## What you are asked to do
Your answer should be a single number: the count of lines in the material below that hold "components".

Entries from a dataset
<<<<
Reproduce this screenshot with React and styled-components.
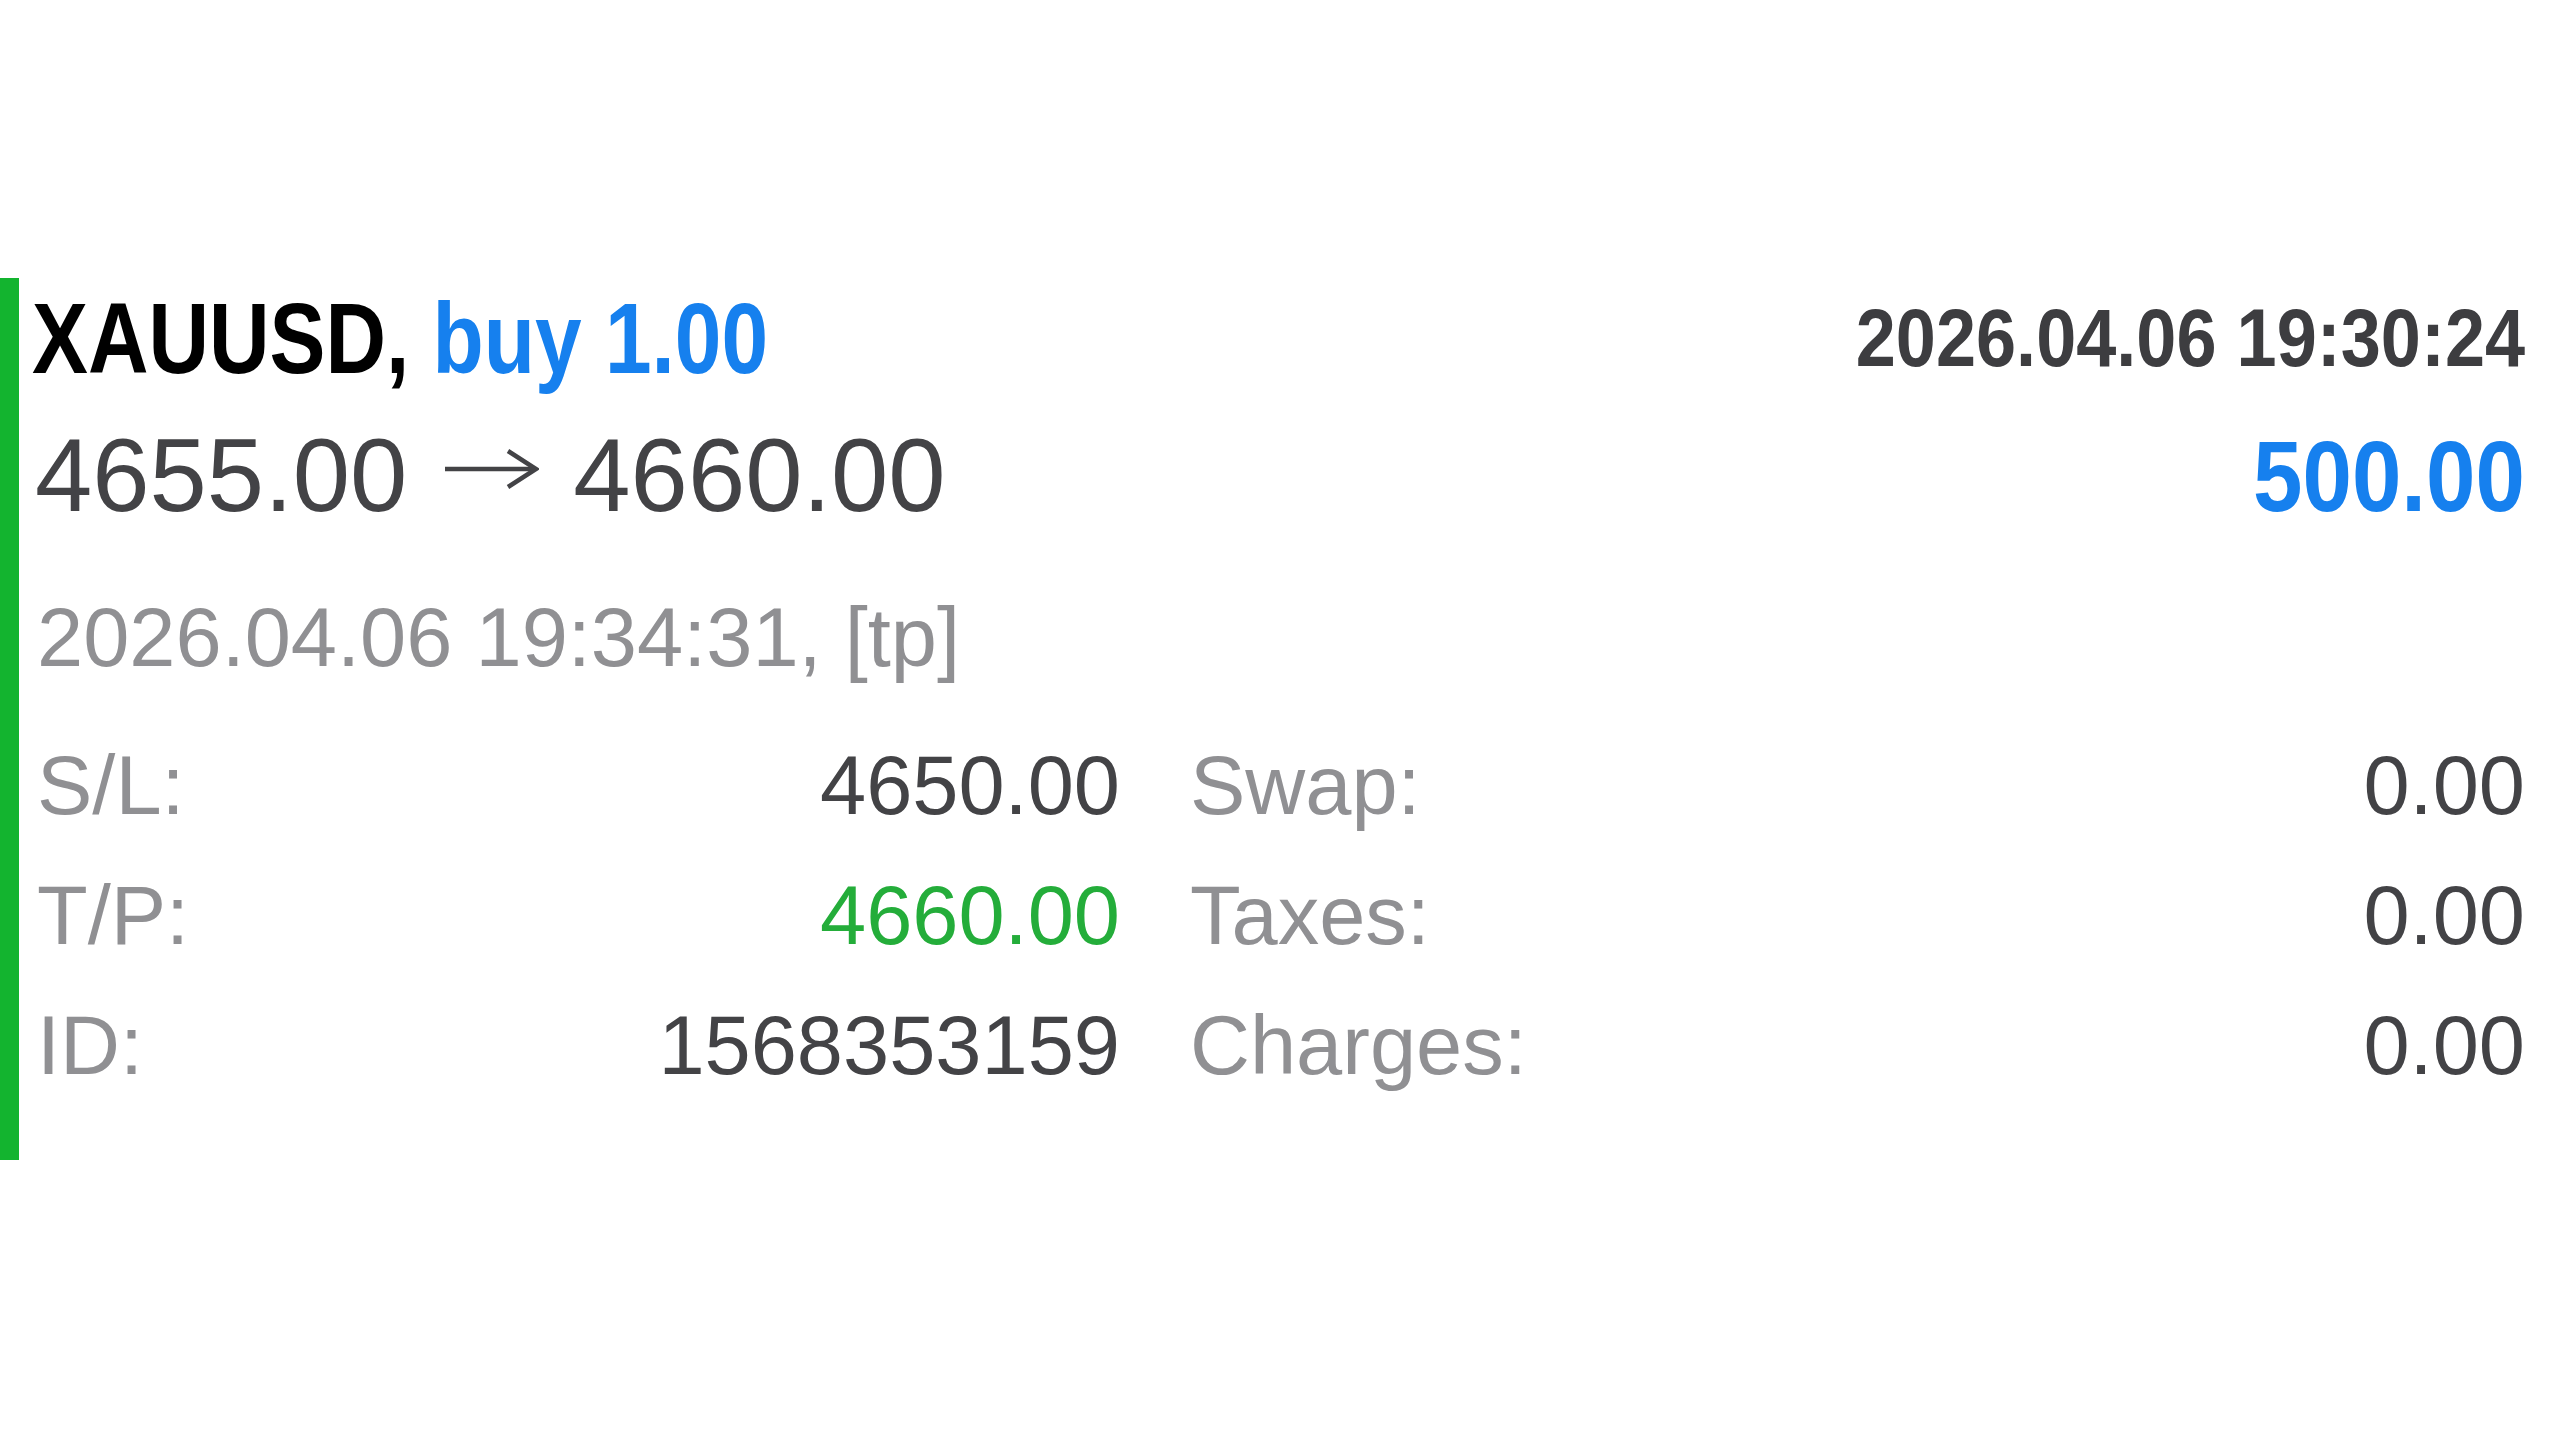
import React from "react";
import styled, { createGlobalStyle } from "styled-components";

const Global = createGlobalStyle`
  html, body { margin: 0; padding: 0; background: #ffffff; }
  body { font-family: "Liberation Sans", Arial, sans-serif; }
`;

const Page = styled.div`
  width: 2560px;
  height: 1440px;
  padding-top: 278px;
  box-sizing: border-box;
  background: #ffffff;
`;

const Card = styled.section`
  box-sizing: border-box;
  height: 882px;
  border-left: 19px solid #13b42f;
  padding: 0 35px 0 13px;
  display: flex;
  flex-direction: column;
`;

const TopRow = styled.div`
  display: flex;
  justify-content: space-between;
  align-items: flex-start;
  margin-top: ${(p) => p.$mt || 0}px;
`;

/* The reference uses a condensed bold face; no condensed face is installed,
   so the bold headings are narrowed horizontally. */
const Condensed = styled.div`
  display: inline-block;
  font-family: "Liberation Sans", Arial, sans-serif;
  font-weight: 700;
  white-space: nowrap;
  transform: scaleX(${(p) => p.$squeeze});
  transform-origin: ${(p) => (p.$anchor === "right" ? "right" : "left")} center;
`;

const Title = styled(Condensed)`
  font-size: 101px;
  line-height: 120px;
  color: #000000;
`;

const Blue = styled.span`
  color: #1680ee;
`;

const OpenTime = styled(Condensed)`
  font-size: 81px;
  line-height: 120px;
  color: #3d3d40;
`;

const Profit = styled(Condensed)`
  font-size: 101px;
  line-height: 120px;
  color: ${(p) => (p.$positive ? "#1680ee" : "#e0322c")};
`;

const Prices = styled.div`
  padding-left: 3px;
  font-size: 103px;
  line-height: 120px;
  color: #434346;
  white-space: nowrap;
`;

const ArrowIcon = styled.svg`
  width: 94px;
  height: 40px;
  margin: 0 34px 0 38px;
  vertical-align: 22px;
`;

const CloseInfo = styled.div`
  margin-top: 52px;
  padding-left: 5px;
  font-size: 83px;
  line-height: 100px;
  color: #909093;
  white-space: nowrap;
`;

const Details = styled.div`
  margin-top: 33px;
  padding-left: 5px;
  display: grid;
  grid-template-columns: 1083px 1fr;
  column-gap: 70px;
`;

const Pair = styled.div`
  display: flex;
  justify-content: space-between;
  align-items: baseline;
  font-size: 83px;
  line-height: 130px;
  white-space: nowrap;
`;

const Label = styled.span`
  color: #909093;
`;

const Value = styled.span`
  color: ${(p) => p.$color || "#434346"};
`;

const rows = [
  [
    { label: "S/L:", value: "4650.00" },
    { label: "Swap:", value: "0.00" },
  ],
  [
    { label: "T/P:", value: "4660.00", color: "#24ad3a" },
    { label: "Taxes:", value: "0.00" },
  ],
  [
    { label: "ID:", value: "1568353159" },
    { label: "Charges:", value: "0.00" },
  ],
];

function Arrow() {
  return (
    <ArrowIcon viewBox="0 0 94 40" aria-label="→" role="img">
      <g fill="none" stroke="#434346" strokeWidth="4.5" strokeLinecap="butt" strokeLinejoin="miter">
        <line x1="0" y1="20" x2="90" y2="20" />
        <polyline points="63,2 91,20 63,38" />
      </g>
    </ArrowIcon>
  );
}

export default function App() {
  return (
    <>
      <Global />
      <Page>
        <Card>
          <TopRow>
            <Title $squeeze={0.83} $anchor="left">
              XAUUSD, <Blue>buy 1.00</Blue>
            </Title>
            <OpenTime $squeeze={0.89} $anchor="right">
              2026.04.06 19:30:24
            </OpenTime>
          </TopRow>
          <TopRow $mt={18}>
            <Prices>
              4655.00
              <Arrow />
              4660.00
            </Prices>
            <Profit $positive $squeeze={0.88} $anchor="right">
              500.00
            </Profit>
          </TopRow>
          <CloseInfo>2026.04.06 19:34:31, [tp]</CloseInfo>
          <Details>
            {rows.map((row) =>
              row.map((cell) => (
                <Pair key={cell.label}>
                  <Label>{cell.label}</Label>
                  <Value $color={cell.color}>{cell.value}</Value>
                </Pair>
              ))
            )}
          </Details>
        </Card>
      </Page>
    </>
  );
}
>>>>
<<<<
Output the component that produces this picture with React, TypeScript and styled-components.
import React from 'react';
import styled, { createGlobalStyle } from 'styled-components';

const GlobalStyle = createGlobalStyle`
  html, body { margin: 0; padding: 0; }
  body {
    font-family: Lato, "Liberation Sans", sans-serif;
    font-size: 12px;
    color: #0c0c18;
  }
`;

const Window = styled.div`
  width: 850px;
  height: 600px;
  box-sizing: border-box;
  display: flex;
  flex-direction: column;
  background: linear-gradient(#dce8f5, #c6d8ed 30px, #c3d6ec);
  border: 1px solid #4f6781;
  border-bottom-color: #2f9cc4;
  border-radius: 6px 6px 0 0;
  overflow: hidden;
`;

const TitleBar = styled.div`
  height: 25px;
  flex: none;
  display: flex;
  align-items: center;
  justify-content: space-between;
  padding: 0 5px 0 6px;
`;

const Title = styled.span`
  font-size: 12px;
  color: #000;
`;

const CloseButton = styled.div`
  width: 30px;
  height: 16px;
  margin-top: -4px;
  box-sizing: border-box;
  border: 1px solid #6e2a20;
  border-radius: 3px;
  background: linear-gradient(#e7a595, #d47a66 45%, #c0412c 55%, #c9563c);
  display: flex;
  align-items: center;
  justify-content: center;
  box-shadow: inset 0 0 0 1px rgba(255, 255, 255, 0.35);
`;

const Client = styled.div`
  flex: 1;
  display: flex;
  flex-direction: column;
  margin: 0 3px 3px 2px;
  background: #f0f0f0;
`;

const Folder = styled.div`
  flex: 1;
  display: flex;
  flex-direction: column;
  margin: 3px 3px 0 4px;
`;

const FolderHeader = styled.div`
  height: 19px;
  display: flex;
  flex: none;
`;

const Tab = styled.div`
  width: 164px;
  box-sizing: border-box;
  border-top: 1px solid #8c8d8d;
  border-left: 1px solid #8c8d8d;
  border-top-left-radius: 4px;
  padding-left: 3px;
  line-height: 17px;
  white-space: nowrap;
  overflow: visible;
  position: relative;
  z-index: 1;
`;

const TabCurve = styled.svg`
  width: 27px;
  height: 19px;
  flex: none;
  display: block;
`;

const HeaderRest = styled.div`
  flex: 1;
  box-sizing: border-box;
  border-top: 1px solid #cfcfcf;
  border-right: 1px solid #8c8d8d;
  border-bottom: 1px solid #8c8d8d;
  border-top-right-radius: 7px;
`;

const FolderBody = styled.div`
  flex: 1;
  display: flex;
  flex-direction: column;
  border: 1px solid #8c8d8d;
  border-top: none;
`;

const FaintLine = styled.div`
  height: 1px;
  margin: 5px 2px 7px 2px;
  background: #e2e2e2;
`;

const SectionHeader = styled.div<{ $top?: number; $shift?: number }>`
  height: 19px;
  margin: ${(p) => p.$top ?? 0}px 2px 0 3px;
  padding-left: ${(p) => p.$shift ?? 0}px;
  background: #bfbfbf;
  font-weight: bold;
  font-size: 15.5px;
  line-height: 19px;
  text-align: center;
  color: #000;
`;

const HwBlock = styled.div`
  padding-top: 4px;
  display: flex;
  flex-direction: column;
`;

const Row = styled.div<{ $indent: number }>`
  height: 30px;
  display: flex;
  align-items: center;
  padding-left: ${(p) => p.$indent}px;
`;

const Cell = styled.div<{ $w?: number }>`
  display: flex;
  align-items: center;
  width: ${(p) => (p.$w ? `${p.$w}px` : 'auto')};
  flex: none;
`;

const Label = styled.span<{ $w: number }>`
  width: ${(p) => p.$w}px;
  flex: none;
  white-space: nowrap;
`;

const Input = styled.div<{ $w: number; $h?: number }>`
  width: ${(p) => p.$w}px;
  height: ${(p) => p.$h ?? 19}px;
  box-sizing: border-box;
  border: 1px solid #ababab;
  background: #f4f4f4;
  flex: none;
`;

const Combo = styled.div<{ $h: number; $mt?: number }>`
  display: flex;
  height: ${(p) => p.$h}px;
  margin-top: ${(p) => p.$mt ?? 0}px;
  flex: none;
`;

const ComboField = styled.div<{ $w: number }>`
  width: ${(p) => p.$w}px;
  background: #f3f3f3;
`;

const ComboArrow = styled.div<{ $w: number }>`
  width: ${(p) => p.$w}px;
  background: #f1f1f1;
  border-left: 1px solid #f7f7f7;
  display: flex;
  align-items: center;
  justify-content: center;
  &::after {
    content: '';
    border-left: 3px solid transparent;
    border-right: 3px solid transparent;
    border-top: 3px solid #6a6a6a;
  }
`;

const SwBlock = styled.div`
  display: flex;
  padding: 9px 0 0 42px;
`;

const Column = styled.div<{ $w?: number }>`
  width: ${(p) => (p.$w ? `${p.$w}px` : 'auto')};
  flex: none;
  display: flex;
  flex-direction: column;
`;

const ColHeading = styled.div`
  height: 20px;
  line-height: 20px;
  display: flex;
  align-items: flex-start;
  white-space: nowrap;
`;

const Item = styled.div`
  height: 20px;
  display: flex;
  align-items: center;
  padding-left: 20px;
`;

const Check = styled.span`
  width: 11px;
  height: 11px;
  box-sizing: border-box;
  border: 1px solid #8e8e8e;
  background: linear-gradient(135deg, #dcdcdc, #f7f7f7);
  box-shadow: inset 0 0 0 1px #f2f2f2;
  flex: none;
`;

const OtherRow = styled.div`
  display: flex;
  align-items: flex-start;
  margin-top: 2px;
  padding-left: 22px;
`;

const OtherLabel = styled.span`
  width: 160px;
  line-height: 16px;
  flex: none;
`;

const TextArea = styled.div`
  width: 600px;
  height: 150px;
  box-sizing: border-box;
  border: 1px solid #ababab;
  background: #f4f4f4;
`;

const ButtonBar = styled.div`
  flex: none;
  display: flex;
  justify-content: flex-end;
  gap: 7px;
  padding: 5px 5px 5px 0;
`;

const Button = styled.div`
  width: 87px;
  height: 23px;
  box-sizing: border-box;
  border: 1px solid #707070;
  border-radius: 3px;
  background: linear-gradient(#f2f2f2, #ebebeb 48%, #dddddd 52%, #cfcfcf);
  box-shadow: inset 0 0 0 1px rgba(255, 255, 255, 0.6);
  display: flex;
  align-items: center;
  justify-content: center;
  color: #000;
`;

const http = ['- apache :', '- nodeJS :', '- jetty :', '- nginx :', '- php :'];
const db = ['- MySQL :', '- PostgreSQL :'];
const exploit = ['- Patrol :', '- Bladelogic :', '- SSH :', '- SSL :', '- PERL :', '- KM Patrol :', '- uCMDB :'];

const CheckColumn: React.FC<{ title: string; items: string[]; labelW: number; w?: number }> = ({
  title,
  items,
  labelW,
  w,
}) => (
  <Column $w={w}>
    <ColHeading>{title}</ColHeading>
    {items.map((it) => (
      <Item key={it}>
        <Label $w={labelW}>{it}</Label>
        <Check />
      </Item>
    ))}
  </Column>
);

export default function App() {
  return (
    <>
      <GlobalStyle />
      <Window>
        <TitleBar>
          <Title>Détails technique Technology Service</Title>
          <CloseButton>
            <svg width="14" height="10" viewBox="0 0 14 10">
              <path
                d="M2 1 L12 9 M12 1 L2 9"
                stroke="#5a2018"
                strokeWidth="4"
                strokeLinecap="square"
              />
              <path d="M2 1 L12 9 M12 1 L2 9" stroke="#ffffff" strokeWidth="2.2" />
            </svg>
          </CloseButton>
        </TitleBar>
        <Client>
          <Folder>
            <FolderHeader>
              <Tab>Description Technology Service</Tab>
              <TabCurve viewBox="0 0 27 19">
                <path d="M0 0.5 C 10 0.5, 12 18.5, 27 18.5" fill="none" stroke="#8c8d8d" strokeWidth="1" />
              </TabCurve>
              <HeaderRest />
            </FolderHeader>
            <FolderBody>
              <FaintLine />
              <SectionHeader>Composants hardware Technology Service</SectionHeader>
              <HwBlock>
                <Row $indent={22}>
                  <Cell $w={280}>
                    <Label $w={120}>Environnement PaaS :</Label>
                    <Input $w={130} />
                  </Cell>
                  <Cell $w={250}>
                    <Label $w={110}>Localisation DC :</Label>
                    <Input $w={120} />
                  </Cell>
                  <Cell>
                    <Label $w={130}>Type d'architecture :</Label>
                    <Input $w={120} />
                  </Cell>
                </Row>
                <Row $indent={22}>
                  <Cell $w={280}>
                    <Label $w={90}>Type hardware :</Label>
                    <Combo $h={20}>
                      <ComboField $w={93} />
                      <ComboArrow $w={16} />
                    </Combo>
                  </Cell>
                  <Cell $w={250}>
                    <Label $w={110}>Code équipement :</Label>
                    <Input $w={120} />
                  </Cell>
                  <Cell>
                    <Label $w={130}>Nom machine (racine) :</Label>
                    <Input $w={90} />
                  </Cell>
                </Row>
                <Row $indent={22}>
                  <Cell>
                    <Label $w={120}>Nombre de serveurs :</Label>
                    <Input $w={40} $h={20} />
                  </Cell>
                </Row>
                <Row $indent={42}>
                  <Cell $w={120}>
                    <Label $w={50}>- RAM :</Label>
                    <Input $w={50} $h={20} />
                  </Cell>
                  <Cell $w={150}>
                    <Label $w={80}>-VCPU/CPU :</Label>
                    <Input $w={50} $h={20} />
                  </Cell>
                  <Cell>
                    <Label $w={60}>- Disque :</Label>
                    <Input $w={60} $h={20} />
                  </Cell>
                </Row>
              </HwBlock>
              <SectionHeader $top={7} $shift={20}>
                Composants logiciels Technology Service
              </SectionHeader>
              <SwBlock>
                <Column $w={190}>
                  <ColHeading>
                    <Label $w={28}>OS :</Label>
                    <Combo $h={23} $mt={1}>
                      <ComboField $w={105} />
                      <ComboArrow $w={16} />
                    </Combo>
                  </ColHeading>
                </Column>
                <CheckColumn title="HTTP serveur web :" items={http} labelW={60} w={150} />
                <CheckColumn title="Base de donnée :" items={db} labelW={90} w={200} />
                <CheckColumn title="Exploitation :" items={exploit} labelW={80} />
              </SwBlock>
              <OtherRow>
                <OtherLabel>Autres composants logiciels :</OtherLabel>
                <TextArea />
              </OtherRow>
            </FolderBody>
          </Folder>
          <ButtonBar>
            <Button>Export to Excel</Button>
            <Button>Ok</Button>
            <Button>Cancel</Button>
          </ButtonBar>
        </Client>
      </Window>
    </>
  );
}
>>>>
## Result
4